Absolutely Hertfordshire meets the Very Reverend Jo Kelly-Moore to discuss a career in the Church, being Dean of St Albans and the Cathedral’s Coronation celebrations
You originally trained as a lawyer – so how did you end up in the Church?
Since childhood Christian faith has been part of my life’s journey. When I did my Law and Arts degrees I thought one day I would like to study theology. After six years in commercial litigation I had the chance to go back to University to do just that. When I was studying a lecturer asked me if I had ever considered ordination. The rest as they say is history!
How do you look back on your time at St Aidan Remuera?
The decade we spent as a family at St Aidan’s was a very, very special time. We went from two to four in our house! As an urban parish near central Auckland it is a busy multi-generational community and we had the blessing of being with them for the Church’s centennial. It was great fun.
How big a role was being Dean of Auckland?
As Dean of Auckland I led an £8 million capital campaign to complete the construction of the Cathedral, which included the building of a new chapel at the east end of the Cathedral and the installation of a new Cathedral Organ. Auckland is one of the most multi-cultural cities in the world and it was a joy as Dean to celebrate that in what we did.
Were you always planning on coming to the UK to carry on your work?
No! I had worked in London as a lawyer in the 1990s, but never thought we would come here again. When the project at Auckland Cathedral was finished, a friend in the Church of England contacted me to say ‘I think I have found your next job’. Once again, as they say, the rest is history and before too long I was Archdeacon of Canterbury and we were living in the precincts of Canterbury Cathedral.
How did it feel when you became the Dean of St Albans in 2021?
I felt very privileged and excited. Being a Dean is the best job in the Church and what better place to be Dean than St Albans! This Cathedral and Abbey Church is a thriving, lively community place built on the story of inclusive welcome for all. That is what we are about every day.
What makes St Albans Cathedral such a special place?
At the heart of St Albans Cathedral is the story of a Roman citizen, Alban, who gave safe refuge to an asylum seeker, the priest we now call Amphibalus. The gift Alban received was his faith. Both men died as a result of this encounter. Our two shrines, and the Roman bricks in this ancient holy place, continue to tell the story of that welcome and that care, by Britain’s first saint and martyr. It is a message still so relevant today. That is what makes this place so very special.
How do you see its role in the community?

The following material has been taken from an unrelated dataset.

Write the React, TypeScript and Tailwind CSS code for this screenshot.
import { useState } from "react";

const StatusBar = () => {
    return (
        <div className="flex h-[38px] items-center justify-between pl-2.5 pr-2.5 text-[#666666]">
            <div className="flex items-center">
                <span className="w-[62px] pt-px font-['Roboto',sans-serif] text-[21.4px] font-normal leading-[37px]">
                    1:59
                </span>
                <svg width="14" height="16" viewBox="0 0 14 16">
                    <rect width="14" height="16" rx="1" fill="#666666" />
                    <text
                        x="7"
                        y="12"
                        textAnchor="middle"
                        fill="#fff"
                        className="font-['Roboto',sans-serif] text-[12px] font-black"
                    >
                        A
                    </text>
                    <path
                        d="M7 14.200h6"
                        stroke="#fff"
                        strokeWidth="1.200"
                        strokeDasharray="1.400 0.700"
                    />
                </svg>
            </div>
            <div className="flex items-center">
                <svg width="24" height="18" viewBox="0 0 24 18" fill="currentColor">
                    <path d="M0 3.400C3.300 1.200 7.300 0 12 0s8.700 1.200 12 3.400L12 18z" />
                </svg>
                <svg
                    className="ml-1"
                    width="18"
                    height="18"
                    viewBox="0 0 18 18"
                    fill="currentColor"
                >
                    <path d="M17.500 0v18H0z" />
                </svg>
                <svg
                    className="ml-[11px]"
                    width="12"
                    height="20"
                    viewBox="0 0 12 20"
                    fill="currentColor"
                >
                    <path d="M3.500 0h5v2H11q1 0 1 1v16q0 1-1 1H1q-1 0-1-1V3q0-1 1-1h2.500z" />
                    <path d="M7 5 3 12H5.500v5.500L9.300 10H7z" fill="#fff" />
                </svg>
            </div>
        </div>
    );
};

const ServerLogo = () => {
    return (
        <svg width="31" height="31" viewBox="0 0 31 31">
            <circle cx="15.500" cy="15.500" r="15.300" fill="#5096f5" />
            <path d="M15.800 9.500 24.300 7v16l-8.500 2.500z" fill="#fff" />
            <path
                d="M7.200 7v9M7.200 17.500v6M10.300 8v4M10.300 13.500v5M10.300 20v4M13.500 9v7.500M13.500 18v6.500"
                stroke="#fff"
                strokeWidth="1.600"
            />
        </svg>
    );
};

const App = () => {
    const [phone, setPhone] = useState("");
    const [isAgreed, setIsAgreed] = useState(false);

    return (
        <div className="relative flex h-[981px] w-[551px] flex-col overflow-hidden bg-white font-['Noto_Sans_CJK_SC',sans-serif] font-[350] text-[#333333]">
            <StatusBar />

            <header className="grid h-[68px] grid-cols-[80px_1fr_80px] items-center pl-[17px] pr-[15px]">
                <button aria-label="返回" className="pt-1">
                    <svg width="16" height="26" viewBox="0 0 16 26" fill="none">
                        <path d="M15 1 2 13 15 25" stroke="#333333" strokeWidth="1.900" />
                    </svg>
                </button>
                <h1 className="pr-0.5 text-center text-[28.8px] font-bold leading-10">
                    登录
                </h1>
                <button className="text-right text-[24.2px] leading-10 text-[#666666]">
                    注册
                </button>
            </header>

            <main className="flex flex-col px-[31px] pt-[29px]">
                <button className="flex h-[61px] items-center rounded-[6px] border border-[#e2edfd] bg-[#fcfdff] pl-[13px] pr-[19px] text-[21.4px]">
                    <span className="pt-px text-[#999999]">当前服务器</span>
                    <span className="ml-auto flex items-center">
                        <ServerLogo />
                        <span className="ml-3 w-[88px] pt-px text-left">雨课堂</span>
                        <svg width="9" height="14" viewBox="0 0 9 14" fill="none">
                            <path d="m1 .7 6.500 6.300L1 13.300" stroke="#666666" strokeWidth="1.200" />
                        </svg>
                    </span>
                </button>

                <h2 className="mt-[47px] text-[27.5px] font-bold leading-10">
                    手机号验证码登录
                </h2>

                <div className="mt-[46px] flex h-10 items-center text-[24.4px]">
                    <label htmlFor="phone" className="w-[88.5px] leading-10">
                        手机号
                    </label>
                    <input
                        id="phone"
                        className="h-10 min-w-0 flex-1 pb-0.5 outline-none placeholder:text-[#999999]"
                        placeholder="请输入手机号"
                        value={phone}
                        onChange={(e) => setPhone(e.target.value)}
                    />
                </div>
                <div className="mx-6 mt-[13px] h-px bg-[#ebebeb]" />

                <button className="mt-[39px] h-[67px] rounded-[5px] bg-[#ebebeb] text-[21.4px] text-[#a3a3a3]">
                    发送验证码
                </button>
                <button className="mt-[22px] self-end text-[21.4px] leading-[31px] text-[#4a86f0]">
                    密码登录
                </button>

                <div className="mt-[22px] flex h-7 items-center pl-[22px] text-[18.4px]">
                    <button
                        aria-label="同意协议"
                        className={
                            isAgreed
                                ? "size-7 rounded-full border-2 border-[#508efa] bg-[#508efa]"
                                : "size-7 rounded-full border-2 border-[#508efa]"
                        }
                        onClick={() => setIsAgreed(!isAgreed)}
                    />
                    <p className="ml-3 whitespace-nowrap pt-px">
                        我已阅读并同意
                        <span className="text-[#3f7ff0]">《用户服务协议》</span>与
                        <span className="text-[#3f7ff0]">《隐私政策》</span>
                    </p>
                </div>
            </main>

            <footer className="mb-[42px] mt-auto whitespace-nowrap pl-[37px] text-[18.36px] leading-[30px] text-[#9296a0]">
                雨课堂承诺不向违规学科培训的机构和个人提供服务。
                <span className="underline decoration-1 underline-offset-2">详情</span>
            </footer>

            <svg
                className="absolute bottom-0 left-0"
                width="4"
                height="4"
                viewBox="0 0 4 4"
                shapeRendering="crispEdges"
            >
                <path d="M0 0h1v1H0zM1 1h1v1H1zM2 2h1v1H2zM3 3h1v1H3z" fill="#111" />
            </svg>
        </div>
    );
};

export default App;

Cathedrals are, by definition, places to serve the community and diocese they are part of. Every day there are community activities happening here, whether it is school or other groups gathering to learn here, pilgrims passing through, children’s and youth groups of all kinds and much more. At the same time staff and congregation members are engaged in a wide array of community service and activities.
This interview will be in our May issue, which coincides with King Charles III’s Coronation. What do you have planned at the Cathedral?
We are looking forward very much to the Coronation of His Majesty King Charles III and the Queen Consort. We are live streaming the Coronation in the Nave and inviting everyone to bring their picnic lunch to share. We have the Lord Lieutenant’s Service for the Coronation at 4pm on Sunday 7 May and on Monday 8 May we are inviting people to come and volunteer their time to help clean, tidy, garden and generally spruce up the Cathedral. Everyone is welcome to all these services and activities.
The Cathedral aside, what else do you love about St Albans?
St Albans is a great place to live. It is a lively, friendly community where there is always something great happening.
And if we were to ask you to pick your 3 favourite places in St Albans or further afield in Hertfordshire, where would you choose? These can be landmarks, restaurants, outdoor spots, shops etc etc…
It is hard to choose just three things! Verulamium Park is an amazing gift to our city and county and there are so many great places to get out into nature across Hertfordshire. There are great options for eating out in the city of St Albans and villages surrounding it. And – I would have to say our Cathedral and our Churches! You are welcome in all of them. If you haven’t visited lately, do come and see us.
What are your hopes for the rest of 2023?
These are challenging times in so many ways. While none of us has the ability on our own to change global issues, what we each can do, and do together, is to care well in our communities and to be good neighbours reaching out in friendship and care to those around us. As in the Coronation we celebrate volunteering, may we each also keep an eye out for opportunities where we can serve. In all this, we each make the world a better place.